# RAW DATA
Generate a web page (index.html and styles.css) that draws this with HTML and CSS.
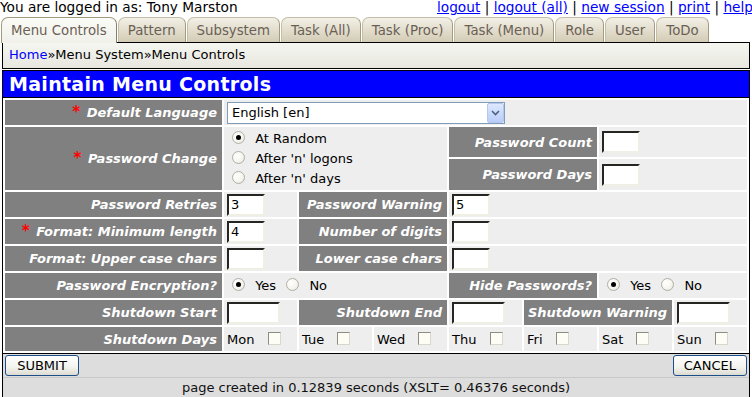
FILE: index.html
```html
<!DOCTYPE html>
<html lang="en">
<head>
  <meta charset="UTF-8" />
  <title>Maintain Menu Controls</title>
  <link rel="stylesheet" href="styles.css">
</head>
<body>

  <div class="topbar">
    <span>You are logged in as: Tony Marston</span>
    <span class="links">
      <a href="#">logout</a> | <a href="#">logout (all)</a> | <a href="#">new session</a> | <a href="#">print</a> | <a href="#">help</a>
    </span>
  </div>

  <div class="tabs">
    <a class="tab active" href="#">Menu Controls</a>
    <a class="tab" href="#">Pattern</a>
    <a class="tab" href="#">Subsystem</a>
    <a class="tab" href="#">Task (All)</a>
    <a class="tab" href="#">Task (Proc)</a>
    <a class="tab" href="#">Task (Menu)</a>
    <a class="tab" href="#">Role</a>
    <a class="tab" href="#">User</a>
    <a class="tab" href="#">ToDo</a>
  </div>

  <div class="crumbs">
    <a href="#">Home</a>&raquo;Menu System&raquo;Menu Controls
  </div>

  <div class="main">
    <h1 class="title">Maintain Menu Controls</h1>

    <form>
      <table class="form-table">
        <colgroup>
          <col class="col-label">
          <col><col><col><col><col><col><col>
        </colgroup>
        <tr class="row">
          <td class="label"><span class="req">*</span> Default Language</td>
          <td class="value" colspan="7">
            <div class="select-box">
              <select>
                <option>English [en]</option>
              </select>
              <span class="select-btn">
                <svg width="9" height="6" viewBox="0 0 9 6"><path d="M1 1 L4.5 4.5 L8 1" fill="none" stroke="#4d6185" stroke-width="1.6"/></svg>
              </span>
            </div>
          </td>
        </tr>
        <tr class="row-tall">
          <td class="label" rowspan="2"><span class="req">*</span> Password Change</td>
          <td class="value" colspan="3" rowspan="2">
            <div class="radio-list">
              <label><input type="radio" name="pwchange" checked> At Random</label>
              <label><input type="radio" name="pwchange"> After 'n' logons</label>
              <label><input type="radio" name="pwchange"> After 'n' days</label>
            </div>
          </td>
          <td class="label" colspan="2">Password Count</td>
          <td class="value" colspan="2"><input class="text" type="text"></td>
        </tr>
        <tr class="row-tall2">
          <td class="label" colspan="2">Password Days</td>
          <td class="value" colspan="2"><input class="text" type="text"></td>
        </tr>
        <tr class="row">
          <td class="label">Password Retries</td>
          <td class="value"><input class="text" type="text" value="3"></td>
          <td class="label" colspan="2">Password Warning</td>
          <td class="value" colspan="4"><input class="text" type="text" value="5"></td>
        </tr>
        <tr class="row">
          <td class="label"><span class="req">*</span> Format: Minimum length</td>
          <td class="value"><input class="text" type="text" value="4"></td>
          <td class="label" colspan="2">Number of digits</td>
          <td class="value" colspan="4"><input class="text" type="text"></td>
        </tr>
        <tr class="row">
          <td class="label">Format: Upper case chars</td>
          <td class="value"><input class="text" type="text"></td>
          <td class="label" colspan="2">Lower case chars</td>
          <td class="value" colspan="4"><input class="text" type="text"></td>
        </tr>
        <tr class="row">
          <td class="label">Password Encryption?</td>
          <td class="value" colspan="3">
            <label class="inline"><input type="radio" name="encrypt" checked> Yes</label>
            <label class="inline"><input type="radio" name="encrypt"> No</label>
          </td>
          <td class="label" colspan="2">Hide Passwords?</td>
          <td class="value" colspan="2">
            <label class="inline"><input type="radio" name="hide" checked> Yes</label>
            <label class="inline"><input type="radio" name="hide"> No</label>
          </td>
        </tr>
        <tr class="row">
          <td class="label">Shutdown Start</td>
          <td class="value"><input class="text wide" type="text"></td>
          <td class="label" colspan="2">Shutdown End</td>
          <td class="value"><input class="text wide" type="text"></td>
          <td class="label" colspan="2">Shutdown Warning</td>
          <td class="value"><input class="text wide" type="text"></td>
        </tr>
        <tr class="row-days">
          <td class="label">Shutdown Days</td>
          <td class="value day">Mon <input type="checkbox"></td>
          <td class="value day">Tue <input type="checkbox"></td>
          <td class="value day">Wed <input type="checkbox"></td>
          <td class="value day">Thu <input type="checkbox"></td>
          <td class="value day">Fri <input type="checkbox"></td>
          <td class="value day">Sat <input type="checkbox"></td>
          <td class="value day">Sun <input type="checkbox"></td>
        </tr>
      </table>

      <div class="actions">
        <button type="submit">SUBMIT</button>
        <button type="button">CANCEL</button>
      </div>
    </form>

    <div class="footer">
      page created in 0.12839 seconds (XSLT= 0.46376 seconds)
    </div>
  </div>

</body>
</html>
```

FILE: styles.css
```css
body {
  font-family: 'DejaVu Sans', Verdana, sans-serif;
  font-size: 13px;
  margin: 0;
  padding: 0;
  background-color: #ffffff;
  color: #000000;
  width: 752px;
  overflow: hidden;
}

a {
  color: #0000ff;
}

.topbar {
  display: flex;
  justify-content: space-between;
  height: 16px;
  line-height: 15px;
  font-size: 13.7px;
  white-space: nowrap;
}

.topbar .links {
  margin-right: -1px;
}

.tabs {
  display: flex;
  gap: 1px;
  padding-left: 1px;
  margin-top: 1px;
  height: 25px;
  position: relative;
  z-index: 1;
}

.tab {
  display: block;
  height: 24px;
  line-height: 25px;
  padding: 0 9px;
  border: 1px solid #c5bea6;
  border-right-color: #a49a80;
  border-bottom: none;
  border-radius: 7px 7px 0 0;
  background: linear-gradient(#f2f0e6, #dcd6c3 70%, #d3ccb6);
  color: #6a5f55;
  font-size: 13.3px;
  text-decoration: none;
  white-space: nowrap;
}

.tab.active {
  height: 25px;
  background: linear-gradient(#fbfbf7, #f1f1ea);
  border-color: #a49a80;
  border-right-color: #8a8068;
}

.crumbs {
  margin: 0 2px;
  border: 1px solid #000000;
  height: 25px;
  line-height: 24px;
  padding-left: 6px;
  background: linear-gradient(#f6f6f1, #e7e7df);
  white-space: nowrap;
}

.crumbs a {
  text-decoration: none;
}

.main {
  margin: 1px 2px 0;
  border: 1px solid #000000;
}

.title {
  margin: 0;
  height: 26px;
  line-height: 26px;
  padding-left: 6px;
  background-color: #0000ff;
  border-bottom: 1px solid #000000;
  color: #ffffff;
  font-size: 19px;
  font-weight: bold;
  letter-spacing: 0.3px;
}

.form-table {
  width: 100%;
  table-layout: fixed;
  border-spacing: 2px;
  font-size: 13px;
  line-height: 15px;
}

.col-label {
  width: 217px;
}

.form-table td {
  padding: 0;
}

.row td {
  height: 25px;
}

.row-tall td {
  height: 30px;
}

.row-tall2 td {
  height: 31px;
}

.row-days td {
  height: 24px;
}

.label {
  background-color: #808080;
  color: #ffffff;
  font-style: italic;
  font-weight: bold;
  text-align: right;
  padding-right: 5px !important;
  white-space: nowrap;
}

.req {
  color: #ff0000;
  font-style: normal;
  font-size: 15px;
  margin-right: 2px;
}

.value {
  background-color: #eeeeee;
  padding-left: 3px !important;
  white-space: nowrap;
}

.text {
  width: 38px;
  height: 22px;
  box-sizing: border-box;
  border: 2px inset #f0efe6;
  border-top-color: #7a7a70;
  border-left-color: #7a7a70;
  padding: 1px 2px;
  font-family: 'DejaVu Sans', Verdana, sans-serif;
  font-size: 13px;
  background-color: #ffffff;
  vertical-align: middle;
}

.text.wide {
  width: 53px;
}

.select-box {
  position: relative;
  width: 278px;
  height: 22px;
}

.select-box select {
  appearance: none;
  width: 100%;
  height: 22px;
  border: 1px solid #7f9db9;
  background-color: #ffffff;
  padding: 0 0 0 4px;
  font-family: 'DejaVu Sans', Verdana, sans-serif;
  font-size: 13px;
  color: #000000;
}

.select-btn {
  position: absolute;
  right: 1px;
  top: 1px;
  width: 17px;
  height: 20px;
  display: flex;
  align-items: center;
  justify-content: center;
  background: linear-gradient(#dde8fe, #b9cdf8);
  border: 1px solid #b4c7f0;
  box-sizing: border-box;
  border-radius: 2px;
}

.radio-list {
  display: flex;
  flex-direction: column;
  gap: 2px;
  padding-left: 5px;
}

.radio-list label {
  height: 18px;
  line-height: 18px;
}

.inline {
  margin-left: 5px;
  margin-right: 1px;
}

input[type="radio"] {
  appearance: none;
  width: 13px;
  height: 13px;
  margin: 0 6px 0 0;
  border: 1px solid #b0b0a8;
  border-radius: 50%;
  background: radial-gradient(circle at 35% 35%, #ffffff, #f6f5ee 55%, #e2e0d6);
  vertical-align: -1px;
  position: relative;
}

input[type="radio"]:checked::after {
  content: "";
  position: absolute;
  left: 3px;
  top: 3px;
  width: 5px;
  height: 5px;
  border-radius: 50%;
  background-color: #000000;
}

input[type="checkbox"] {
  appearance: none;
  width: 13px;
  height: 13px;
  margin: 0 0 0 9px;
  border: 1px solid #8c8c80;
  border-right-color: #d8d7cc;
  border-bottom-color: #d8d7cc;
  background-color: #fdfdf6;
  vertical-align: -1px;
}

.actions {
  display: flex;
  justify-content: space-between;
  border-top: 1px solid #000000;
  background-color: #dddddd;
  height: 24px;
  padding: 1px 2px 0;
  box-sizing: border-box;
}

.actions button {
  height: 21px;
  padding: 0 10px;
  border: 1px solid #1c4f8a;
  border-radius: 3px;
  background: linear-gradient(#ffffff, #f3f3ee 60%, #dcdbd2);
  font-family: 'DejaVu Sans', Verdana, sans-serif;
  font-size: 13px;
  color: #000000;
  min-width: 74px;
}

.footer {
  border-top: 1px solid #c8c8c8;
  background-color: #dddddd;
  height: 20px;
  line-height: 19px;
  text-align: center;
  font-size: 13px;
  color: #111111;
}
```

* * *

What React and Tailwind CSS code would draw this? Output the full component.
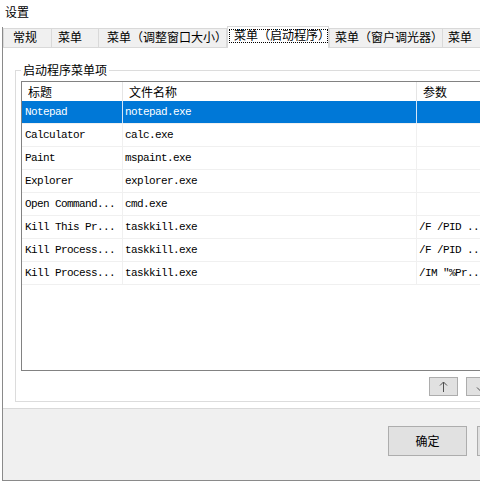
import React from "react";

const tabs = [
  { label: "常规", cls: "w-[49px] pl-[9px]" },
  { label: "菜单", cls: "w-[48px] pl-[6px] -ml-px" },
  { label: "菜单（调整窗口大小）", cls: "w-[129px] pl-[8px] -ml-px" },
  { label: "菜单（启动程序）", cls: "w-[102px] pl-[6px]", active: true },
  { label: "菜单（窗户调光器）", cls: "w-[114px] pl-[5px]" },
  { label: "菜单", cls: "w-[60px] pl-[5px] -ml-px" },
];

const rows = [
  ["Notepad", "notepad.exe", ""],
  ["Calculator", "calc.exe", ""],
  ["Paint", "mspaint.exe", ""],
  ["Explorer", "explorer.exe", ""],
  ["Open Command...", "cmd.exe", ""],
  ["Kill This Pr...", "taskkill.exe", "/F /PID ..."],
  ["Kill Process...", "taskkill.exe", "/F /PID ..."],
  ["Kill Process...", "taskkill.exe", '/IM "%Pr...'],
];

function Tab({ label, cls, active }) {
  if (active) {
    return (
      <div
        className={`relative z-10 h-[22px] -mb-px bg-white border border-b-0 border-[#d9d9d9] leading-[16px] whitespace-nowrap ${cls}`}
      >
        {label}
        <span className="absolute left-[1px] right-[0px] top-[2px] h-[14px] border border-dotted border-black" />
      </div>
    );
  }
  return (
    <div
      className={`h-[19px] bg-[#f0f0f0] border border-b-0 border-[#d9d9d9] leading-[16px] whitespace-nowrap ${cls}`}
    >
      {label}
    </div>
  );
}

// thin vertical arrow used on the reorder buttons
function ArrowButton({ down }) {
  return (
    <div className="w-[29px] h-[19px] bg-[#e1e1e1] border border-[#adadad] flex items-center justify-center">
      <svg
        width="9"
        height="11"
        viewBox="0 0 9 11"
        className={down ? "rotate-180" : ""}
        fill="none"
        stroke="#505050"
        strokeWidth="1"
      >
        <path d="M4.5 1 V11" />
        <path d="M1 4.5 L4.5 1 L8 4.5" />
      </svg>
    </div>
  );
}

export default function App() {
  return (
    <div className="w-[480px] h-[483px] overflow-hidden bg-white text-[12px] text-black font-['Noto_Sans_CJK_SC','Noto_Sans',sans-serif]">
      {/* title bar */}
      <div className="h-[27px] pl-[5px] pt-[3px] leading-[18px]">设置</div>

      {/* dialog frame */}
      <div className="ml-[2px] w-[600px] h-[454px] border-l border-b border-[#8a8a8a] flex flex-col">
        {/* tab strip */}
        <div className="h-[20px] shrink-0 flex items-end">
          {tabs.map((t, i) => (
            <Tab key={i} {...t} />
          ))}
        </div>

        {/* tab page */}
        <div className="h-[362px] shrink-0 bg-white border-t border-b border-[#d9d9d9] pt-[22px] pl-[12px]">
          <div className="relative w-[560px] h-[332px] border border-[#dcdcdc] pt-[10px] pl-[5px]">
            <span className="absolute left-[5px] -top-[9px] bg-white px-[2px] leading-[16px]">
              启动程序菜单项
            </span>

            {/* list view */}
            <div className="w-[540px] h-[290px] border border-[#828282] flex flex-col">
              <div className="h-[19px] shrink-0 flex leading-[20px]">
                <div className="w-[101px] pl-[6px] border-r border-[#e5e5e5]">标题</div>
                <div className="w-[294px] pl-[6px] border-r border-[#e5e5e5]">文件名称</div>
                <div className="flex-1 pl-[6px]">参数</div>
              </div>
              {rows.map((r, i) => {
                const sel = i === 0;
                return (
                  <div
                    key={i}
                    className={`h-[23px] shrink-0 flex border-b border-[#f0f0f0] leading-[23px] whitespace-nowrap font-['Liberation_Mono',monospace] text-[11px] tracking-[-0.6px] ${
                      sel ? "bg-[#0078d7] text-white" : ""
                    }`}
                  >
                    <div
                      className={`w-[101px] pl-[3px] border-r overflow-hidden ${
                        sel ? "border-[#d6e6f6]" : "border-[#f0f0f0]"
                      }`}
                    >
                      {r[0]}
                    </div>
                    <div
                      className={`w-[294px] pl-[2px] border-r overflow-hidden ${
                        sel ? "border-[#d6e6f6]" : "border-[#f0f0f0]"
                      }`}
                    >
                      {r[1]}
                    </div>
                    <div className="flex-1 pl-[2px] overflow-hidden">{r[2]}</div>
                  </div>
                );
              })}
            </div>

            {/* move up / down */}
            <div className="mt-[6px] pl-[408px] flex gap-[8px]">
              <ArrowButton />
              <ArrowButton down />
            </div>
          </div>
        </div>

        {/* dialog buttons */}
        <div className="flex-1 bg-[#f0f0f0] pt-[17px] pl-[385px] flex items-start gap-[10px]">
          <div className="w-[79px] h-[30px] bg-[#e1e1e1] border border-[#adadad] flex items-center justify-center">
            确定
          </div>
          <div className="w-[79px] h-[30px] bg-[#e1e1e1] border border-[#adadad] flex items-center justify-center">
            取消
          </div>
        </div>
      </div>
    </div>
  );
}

==

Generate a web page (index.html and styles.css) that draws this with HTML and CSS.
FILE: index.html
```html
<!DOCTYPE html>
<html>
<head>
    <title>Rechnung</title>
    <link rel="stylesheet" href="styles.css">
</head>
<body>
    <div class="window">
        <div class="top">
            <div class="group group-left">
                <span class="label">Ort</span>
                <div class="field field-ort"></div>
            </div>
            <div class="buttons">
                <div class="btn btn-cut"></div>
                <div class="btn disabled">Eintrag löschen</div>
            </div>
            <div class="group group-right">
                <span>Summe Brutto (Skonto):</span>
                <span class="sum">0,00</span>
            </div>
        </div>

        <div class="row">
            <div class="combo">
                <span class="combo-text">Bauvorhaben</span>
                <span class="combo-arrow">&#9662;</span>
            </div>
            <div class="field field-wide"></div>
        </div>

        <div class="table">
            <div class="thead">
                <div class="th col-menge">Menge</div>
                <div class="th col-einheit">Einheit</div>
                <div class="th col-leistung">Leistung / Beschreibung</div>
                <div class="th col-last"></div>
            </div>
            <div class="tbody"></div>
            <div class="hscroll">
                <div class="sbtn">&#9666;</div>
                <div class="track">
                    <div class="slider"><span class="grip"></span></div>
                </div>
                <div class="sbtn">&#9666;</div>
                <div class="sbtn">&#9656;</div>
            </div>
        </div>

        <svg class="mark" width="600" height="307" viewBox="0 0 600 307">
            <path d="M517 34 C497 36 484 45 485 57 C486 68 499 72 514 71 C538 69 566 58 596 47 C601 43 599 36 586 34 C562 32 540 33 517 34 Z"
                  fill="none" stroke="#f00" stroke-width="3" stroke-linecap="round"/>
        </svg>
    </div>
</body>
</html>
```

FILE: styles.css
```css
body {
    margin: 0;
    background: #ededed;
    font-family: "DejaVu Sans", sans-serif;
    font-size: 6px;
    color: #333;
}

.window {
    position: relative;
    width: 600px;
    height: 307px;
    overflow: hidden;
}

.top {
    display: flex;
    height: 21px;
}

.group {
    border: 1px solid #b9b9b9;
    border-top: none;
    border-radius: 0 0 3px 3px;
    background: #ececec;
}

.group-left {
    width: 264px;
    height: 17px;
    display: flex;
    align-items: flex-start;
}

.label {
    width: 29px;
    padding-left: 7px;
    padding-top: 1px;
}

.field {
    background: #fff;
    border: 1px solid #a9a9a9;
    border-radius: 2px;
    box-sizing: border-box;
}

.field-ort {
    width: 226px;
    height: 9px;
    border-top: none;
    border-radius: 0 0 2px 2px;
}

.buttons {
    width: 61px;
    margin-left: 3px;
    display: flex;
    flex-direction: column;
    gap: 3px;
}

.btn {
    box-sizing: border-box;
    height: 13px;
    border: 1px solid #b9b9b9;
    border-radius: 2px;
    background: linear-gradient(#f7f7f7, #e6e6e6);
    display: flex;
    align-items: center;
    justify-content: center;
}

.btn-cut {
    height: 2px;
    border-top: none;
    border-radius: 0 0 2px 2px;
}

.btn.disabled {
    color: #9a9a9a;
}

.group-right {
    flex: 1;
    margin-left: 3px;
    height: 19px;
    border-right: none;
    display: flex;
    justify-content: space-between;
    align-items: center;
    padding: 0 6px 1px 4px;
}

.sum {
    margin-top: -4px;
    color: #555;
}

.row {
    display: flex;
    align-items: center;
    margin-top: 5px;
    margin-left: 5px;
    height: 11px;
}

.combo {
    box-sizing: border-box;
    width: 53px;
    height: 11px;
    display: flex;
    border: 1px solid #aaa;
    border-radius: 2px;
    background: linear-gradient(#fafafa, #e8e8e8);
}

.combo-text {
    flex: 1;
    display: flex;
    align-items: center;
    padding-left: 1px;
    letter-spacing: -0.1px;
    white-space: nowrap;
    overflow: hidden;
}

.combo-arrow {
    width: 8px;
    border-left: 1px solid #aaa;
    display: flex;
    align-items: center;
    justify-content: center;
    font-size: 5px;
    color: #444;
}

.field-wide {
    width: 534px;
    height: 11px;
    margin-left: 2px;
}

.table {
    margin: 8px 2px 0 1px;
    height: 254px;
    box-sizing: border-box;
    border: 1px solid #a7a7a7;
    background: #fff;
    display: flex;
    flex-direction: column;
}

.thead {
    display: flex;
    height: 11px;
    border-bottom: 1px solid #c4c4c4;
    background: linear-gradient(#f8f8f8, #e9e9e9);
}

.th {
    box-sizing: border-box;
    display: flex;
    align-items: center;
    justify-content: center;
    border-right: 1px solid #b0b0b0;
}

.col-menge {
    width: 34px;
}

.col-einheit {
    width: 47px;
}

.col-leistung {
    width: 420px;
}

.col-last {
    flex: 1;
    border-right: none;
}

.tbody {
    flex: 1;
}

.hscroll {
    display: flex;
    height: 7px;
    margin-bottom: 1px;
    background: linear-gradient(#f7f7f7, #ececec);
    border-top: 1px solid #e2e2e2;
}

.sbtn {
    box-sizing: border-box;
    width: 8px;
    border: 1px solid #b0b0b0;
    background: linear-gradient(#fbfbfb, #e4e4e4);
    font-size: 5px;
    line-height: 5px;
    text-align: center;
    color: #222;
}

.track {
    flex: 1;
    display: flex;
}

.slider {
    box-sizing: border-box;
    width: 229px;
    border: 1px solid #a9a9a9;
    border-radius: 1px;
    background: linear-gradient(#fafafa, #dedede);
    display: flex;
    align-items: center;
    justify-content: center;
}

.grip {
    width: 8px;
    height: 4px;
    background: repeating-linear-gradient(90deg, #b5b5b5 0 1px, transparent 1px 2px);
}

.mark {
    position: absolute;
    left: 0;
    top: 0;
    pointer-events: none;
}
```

# EXERCISE REQUIREMENTS
Leave out the pictures, and copy only the lines from the one holding "What React and" through the one holding "import React from", exactly as written.

# CORRECT OUTPUT
What React and Tailwind CSS code would draw this? Output the full component.
import React from "react";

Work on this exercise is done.